It was exactly a year ago when I firmed up a workflow wherein the IPython Notebook was the center of my daily scientific research. All notes end up in a .ipynb file, and my code, plots, and equations all live together there. Looking back on 2013, how did it go and what should I change for 2014?

I am very happy with it overall. I have 641 .ipynb files, with names like 2013_01_01_EM_4_1_2.ipynb and 2013_12_22a_dm_pde_for_pop_prediction.ipynb. This includes notes for two courses I taught and plan to teach again, for several papers that we published, and for a large number of projects that didn’t pan out. I’ll definitely use the course notes again the next time I teach, I’ve already had to look up the calculations from some of those papers for responses to reviewers and clarifications after publication, and maybe I can come back to projects that didn’t pan out in the future with some new insight.

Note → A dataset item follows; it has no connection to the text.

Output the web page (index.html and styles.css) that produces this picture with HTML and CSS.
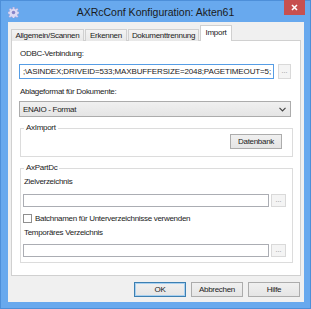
FILE: index.html
```html
<!DOCTYPE html>
<html>
<head>
  <title>AXRcConf Konfiguration</title>
  <link rel="stylesheet" href="styles.css">
</head>
<body>
  <div class="window">
    <div class="titlebar">
      <svg class="app-icon" width="11" height="11" viewBox="0 0 20 20">
        <path d="M8.5 0h3l.5 3 2 .9 2.5-1.8 2.1 2.1-1.8 2.5.9 2 3 .5v3l-3 .5-.9 2 1.8 2.5-2.1 2.1-2.5-1.8-2 .9-.5 3h-3l-.5-3-2-.9-2.5 1.8-2.1-2.1 1.8-2.5-.9-2-3-.5v-3l3-.5.9-2L2.1 4.2 4.2 2.1l2.5 1.8 2-.9z" fill="#dcdaf4" stroke="#a3a1d8" stroke-width="1"/>
        <circle cx="10" cy="10" r="3.2" fill="#8684c8"/>
      </svg>
      <div class="title">AXRcConf Konfiguration: Akten61</div>
      <div class="close">
        <svg width="7" height="7" viewBox="0 0 7 7"><path d="M1 1l5 5M6 1l-5 5" stroke="#fff" stroke-width="1.6"/></svg>
      </div>
    </div>

    <div class="client">
      <div class="tabs">
        <div class="tab" style="width:73px">Allgemein/Scannen</div>
        <div class="tab" style="width:42px">Erkennen</div>
        <div class="tab" style="width:71px">Dokumenttrennung</div>
        <div class="tab active" style="width:32px">Import</div>
      </div>

      <div class="panel">
        <div class="label">ODBC-Verbindung:</div>
        <div class="row row-odbc">
          <div class="input focus"><span>;\ASINDEX;DRIVEID=533;MAXBUFFERSIZE=2048;PAGETIMEOUT=5;</span></div>
          <div class="dots">...</div>
        </div>

        <div class="label label-ablage">Ablageformat für Dokumente:</div>
        <div class="select">
          <span>ENAIO - Format</span>
          <svg width="7" height="5" viewBox="0 0 7 5"><path d="M0.5 0.8l3 3 3-3" fill="none" stroke="#444" stroke-width="1.2"/></svg>
        </div>

        <fieldset class="group group-import">
          <legend>AxImport</legend>
          <div class="btn-row">
            <div class="button">Datenbank</div>
          </div>
        </fieldset>

        <fieldset class="group group-part">
          <legend>AxPartDc</legend>
          <div class="label label-ziel">Zielverzeichnis</div>
          <div class="row row-small">
            <div class="input small"></div>
            <div class="dots small">...</div>
          </div>
          <div class="check-row">
            <div class="checkbox"></div>
            <span>Batchnamen für Unterverzeichnisse verwenden</span>
          </div>
          <div class="label label-temp">Temporäres Verzeichnis</div>
          <div class="row row-small row-temp">
            <div class="input small"></div>
            <div class="dots small">...</div>
          </div>
        </fieldset>
      </div>

      <div class="footer">
        <div class="button default">OK</div>
        <div class="button">Abbrechen</div>
        <div class="button">Hilfe</div>
      </div>
    </div>
  </div>
</body>
</html>
```

FILE: styles.css
```css
* {
  box-sizing: border-box;
}
body {
  margin: 0;
  font-family: "Liberation Sans", Arial, sans-serif;
  font-size: 8px;
  letter-spacing: -0.3px;
  color: #1b1b1b;
}
.window {
  width: 311px;
  height: 309px;
  background: #68a9ee;
  border: 1px solid #4d8fd9;
  display: flex;
  flex-direction: column;
}
.titlebar {
  height: 21px;
  display: flex;
  align-items: flex-start;
}
.app-icon {
  margin: 6px 0 0 7px;
}
.title {
  flex: 1;
  text-align: center;
  font-size: 10.5px;
  letter-spacing: 0;
  line-height: 11px;
  margin-top: 6px;
  padding-left: 8px;
  color: #1a1a1a;
}
.close {
  width: 21px;
  height: 15px;
  margin: -1px 5px 0 0;
  background: #c75050;
  display: flex;
  align-items: center;
  justify-content: center;
}
.client {
  flex: 1;
  margin: 0 6px 6px 7px;
  background: #f0f0f0;
  padding: 0 3px 4px 3px;
  display: flex;
  flex-direction: column;
}

/* Tabs */
.tabs {
  display: flex;
  align-items: flex-end;
  height: 19px;
  margin-bottom: -1px;
  position: relative;
  z-index: 1;
}
.tab {
  height: 12px;
  line-height: 11px;
  text-align: center;
  border: 1px solid #d0d0d0;
  border-bottom: none;
  background: linear-gradient(#f3f3f3, #e8e8e8);
  margin-right: 1px;
  white-space: nowrap;
}
.tab.active {
  height: 16px;
  background: #fff;
  line-height: 13px;
  margin-right: 0;
}

.panel {
  width: 290px;
  height: 236px;
  background: #fff;
  border: 1px solid #d0d0d0;
  padding: 8px 9px 0 7px;
  display: flex;
  flex-direction: column;
}
.label {
  line-height: 10px;
  height: 10px;
  padding-left: 1px;
  white-space: nowrap;
}
.row {
  display: flex;
  align-items: center;
}
.row-odbc {
  margin-top: 5px;
  gap: 4px;
}
.input {
  height: 15px;
  flex: 1;
  background: #fff;
  border: 1px solid #abadb3;
  overflow: hidden;
  display: flex;
  justify-content: flex-end;
  align-items: center;
  white-space: nowrap;
  padding: 0 2px;
}
.input.focus {
  border-color: #569de5;
  width: 255px;
  flex: none;
  letter-spacing: -0.13px;
}
.dots {
  width: 13px;
  height: 15px;
  border: 1px solid #d9d9d9;
  background: #f4f4f4;
  color: #8a8a8a;
  text-align: center;
  line-height: 11px;
  font-size: 7px;
  letter-spacing: 0;
}
.label-ablage {
  margin-top: 8px;
}
.select {
  margin-top: 4px;
  height: 16px;
  width: 272px;
  background: linear-gradient(#f0f0f0, #e5e5e5);
  border: 1px solid #acacac;
  display: flex;
  align-items: center;
  justify-content: space-between;
  padding: 0 4px 0 3px;
}

/* Group boxes */
.group {
  margin: 6px 0 0 1px;
  width: 273px;
  border: 1px solid #dcdcdc;
  padding: 0 2px;
  min-width: 0;
}
.group legend {
  padding: 0 2px;
  margin-left: 1px;
  line-height: 10px;
  height: 10px;
}
.btn-row {
  display: flex;
  justify-content: flex-end;
  margin-top: 1px;
  padding-right: 8px;
  padding-bottom: 7px;
}
.button {
  width: 52px;
  height: 15px;
  border: 1px solid #acacac;
  background: linear-gradient(#f0f0f0, #e5e5e5);
  text-align: center;
  line-height: 13px;
}
.button.default {
  border-color: #3c7fb1;
  box-shadow: inset 0 0 0 1px #a8d0f0;
}
.group-part {
  padding-bottom: 5px;
}
.label-ziel {
  margin-top: 4px;
}
.row-small {
  margin-top: 7px;
  gap: 2px;
}
.input.small {
  height: 13px;
  flex: none;
  width: 246px;
}
.dots.small {
  width: 15px;
  height: 13px;
  line-height: 9px;
}
.check-row {
  margin-top: 6px;
  display: flex;
  align-items: center;
  gap: 3px;
  height: 10px;
  white-space: nowrap;
}
.checkbox {
  width: 9px;
  height: 9px;
  border: 1px solid #8f8f8f;
  background: #fff;
}
.label-temp {
  margin-top: 5px;
}
.row-temp {
  margin-top: 6px;
}

.footer {
  margin-top: 6px;
  display: flex;
  justify-content: flex-end;
  gap: 5px;
  padding-right: 1px;
}
```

What could go better? I couldn’t decide if my lab book should capture everything, like I was taught in science class, or have a curated collection of my work including only the parts I would need in the future. Probably some blend is best, and since it is hard to know the right balance ahead of time, I tried to keep everything in a git repo, so that I could curate and edit, but recover anything that I realized I still wanted after cutting. I only ended up with 59 git commits, though. If that approach was working, I would expect more commits than notebooks.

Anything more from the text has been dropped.